The Tyees almost doubled up Wellington Secondary School 61-31, and knocked off their rivals from just south at Mark R Isfeld Secondary by a score of 57-43, placing them solidly in third place.

As the squad had yet to face the second place team, they were able to arrange a match with Stelly’s Secondary School, which took place in the middle of the week.

The team took a three hour bus ride to Victoria for the opportunity to nab a top-two spot.

Barnes said the game was close up until the fourth quarter, but the Tyees found an extra gear, and managed to prevail 61-45.

Strong defense from stalwarts Linnea Schaefer, and Gillianne Stewardson helped the top scorers Asha Jhawer, and captain Elena Skalik capitalize on the offensive end of the floor.

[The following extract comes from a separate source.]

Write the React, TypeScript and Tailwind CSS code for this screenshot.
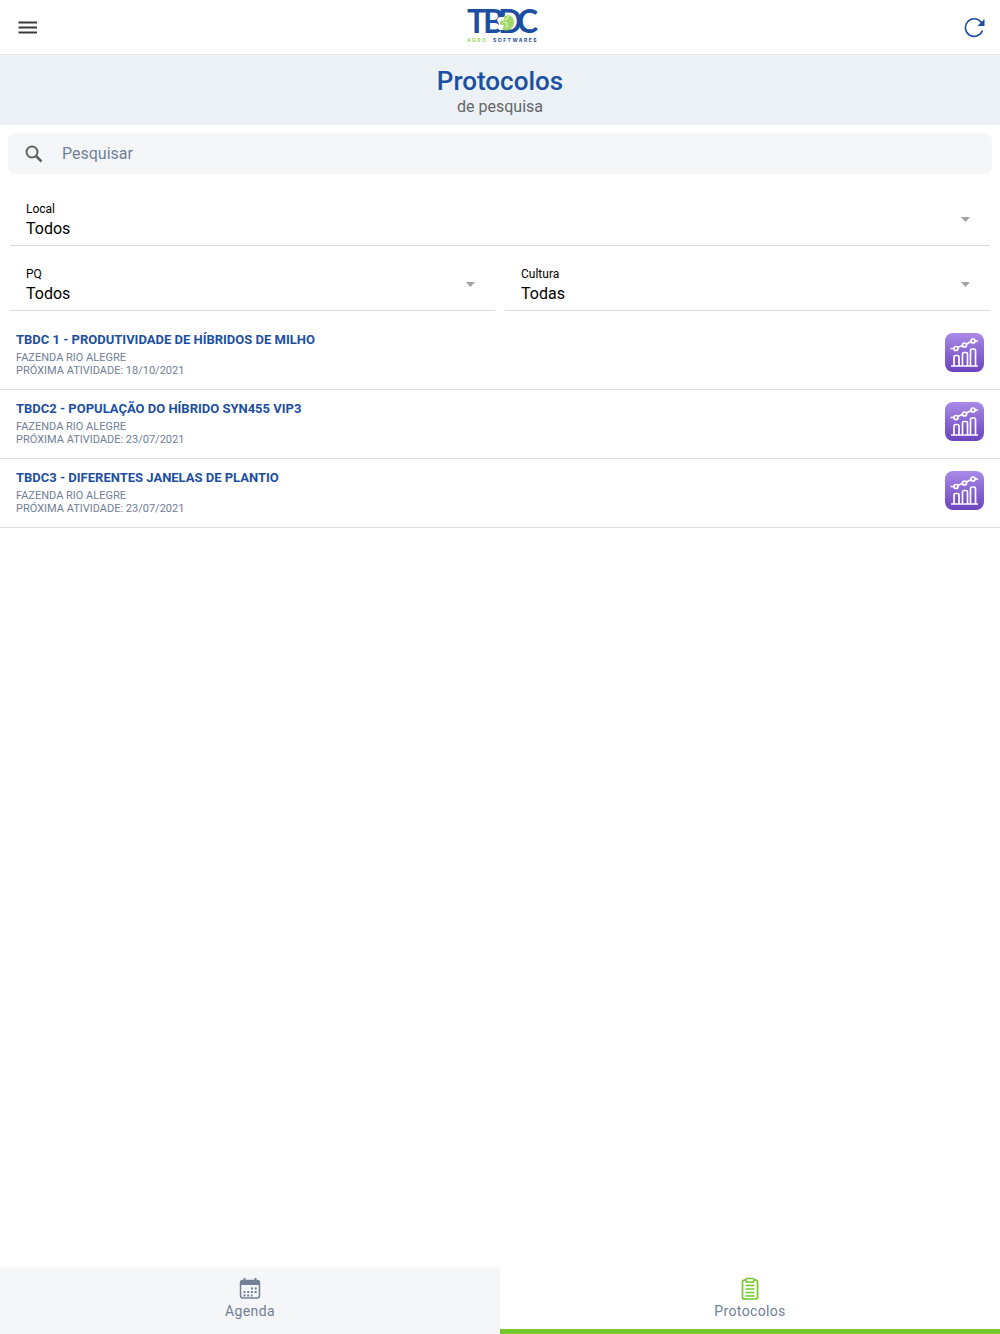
import React, { useState } from 'react';

interface Protocol {
  id: number;
  title: string;
  farm: string;
  nextActivity: string;
}

interface SelectFieldProps {
  id: string;
  label: string;
  options: string[];
}

const PROTOCOLS: Protocol[] = [
  { id: 1, title: 'TBDC 1 - PRODUTIVIDADE DE HÍBRIDOS DE MILHO', farm: 'FAZENDA RIO ALEGRE', nextActivity: '18/10/2021' },
  { id: 2, title: 'TBDC2 - POPULAÇÃO DO HÍBRIDO SYN455 VIP3', farm: 'FAZENDA RIO ALEGRE', nextActivity: '23/07/2021' },
  { id: 3, title: 'TBDC3 - DIFERENTES JANELAS DE PLANTIO', farm: 'FAZENDA RIO ALEGRE', nextActivity: '23/07/2021' },
];

const Logo: React.FC = () => (
  <svg className="h-11 w-[76px] overflow-visible" viewBox="0 0 76 44" role="img" aria-label="TBDC Agro Softwares">
    <text x="3 19 34 53" y="28" fill="#1c4fa1" fontFamily="Lato, sans-serif" fontWeight="700" fontSize="32">TBDC</text>
    {/* Globe inside the D */}
    <path d="M35 12h7l4 1 2 4v4l-3 3-4 1h-6l-2-3 2-3-2-4Z" fill="#fff" />
    <path d="M41 10c5-1 9 2 9 7s-4 8.500-8.500 8.500c-2 0-3-1-3-2l2-3-4-1-1-3 4-1 1-3-1-1Z" fill="#a1d867" />
    <path d="m41 10 3 1-1 3-2 1M39 17l4 1v3l-1 2" fill="none" stroke="#fff" strokeWidth="0.8" />
    <g fontFamily="Inter, sans-serif" fontWeight="700" fontSize="5" letterSpacing="1.500">
      <text x="3" y="37" fill="#9bd75e">AGRO</text>
      <text x="29" y="37" fill="#1c4fa1">SOFTWARES</text>
    </g>
  </svg>
);

const ChartIcon: React.FC = () => (
  <svg className="h-10 w-10" viewBox="0 0 40 40" fill="none" aria-hidden="true">
    <defs>
      <linearGradient id="chart-bg" x1="0" y1="0" x2="0" y2="1">
        <stop offset="0" stopColor="#a98ae8" />
        <stop offset="1" stopColor="#6c43bd" />
      </linearGradient>
    </defs>
    <rect x="1" y="1" width="39" height="39" rx="8" fill="url(#chart-bg)" />
    <g stroke="#fff" strokeWidth="1.700">
      <path d="M7 34h27M10 34V25q0-1.500 1.500-1.500h2q1.500 0 1.500 1.500v9M18.500 34V22q0-1.500 1.500-1.500h2q1.500 0 1.500 1.500v12M26.500 34V18.500q0-1.500 1.500-1.500h2q1.500 0 1.500 1.500V34" />
      <path d="M6.500 16.500h3.500M13.500 15.500l5-2M22.500 12l4.500-2.500M31 9h3" />
      <circle cx="12" cy="16.500" r="2" />
      <circle cx="20.500" cy="13" r="2" />
      <circle cx="29" cy="9" r="2" />
    </g>
  </svg>
);

const CalendarIcon: React.FC = () => (
  <svg className="h-6 w-6" viewBox="0 0 24 24" fill="none" aria-hidden="true">
    <rect x="2.500" y="3.500" width="19" height="17.500" rx="2.500" stroke="#718096" strokeWidth="1.500" />
    <path d="M2 8V6q0-3 3-3h14q3 0 3 3v2Z" fill="#718096" />
    <path d="M6.500 1V5M17.500 1V5" stroke="#718096" strokeWidth="2" />
    <path d="M13 11.500h6M5.500 15h13.500M5.500 18.500h9" stroke="#718096" strokeWidth="2" strokeDasharray="2 1.700" />
  </svg>
);

const ClipboardIcon: React.FC = () => (
  <svg className="h-6 w-6" viewBox="0 0 24 24" fill="none" stroke="#76c82e" strokeWidth="1.700" aria-hidden="true">
    <path d="M8 3H6.500Q4.500 3 4.500 5v15q0 2 2 2h11q2 0 2-2V5q0-2-2-2H16" />
    <path d="M8 4V2.500q0-1 1-1h6q1 0 1 1V4q0 1-1 1H9q-1 0-1-1Z" />
    <path d="M7.500 8.500h9M7.500 12h9M7.500 15.500h9M7.500 19h9" />
  </svg>
);

const SelectField: React.FC<SelectFieldProps> = ({ id, label, options }) => (
  <div className="flex min-w-0 flex-1 items-center border-b border-[#dcdcdc] pr-5 pl-4">
    <div className="flex flex-1 flex-col pt-[9px] pb-1">
      <label htmlFor={id} className="text-xs leading-4">{label}</label>
      <select id={id} className="h-6 w-full appearance-none bg-transparent text-base leading-6 outline-none">
        {options.map(option => <option key={option}>{option}</option>)}
      </select>
    </div>
    <svg className="pointer-events-none h-[6px] w-[9px]" viewBox="0 0 9 6" aria-hidden="true">
      <path d="M0 1h9L4.500 6Z" fill="#a3a3a3" />
    </svg>
  </div>
);

const App: React.FC = () => {
  const [search, setSearch] = useState('');
  const visible = PROTOCOLS.filter(p => p.title.toLowerCase().includes(search.toLowerCase()));

  return (
    <div className="flex min-h-screen flex-col bg-white font-['Roboto',sans-serif] text-black">
      {/* Top bar */}
      <header className="flex h-[55px] items-center justify-between border-b border-[#e4e8eb] pr-3 pl-4">
        <button type="button" aria-label="Menu" className="flex w-6 justify-center">
          <svg className="h-6 w-6" viewBox="0 0 24 24" aria-hidden="true">
            <path d="M2.500 7.500h18.500M2.500 12.500h18.500M2.500 17.500h18.500" stroke="#3c3a3c" strokeWidth="2" />
          </svg>
        </button>
        <Logo />
        <button type="button" aria-label="Atualizar" className="flex w-6 justify-center">
          <svg className="h-6 w-6" viewBox="0 0 24 24" fill="none" aria-hidden="true">
            <path d="M18.500 15.500A8.800 8.800 0 1 1 17 7l1.500 2" stroke="#1c4fa1" strokeWidth="1.600" />
            <path d="M20.500 4v7h-7Z" fill="#1c4fa1" />
          </svg>
        </button>
      </header>

      {/* Page title */}
      <div className="flex flex-col items-center bg-[#ecf1f6] pt-[10px] pb-2">
        <h1 className="text-[26px] leading-8 font-medium text-[#1c4fa1]">Protocolos</h1>
        <p className="text-base leading-5 text-[#666666]">de pesquisa</p>
      </div>

      <main className="flex-1">
        <label className="m-2 flex h-[41px] items-center gap-[18px] rounded-lg bg-[#f5f6f8] px-4">
          <svg className="h-5 w-5 shrink-0" viewBox="0 0 20 20" fill="none" stroke="#606060" aria-hidden="true">
            <circle cx="8" cy="8" r="5.500" strokeWidth="2" />
            <path d="m12 12 5.500 5.500" strokeWidth="2.500" />
          </svg>
          <input
            type="text"
            aria-label="Pesquisar"
            placeholder="Pesquisar"
            value={search}
            onChange={e => setSearch(e.target.value)}
            className="min-w-0 flex-1 bg-transparent text-base leading-6 outline-none placeholder:text-[#718096]"
          />
        </label>

        {/* Filters */}
        <div className="flex flex-col gap-[11px] px-[10px] pt-[10px]">
          <SelectField id="local" label="Local" options={['Todos', 'Fazenda Rio Alegre']} />
          <div className="flex gap-[10px]">
            <SelectField id="pq" label="PQ" options={['Todos']} />
            <SelectField id="cultura" label="Cultura" options={['Todas', 'Milho']} />
          </div>
        </div>

        <ul className="mt-[10px]">
          {visible.map(protocol => (
            <li key={protocol.id} className="flex items-start justify-between border-b border-[#dedede] px-4 pt-[11px] pb-3">
              <div>
                <h2 className="pb-[3px] text-[13px] leading-4 font-bold text-[#1c4fa1]">{protocol.title}</h2>
                <p className="text-[11px] leading-[13px] text-[#718096]">{protocol.farm}</p>
                <p className="text-[11px] leading-[13px] text-[#718096]">PRÓXIMA ATIVIDADE: {protocol.nextActivity}</p>
              </div>
              <button type="button" aria-label="Ver gráfico"><ChartIcon /></button>
            </li>
          ))}
        </ul>
      </main>

      {/* Bottom tabs */}
      <nav className="sticky bottom-0 grid h-[67px] grid-cols-2 text-sm leading-5 tracking-wide text-[#718096]">
        <a href="#agenda" className="flex flex-col items-center bg-[#f5f6f8] pt-[10px]">
          <CalendarIcon />
          Agenda
        </a>
        <a href="#protocolos" aria-current="page" className="flex flex-col items-center border-b-[5px] border-[#76c82e] bg-white pt-[10px]">
          <ClipboardIcon />
          Protocolos
        </a>
      </nav>
    </div>
  );
};

export default App;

Barnes said the goal moving forward is a top-ten finish provincially, although he concedes anything can happen.

“There’s an opportunity to upset teams,” he said. “As there aren’t any true seedings.”

The many tournaments squads would play leading up to the provincials were few-and-far between this season, so a lot of teams will be going into games blind, unsure of what their opponents will be capable of.

With a hardworking team like the Tyees, a little grit on the court could go a long way.

The provincial championships will take place in Langley from March 2 to 5. The Tyees are scheduled to face Burnaby Central – the top team in the province – in their first game.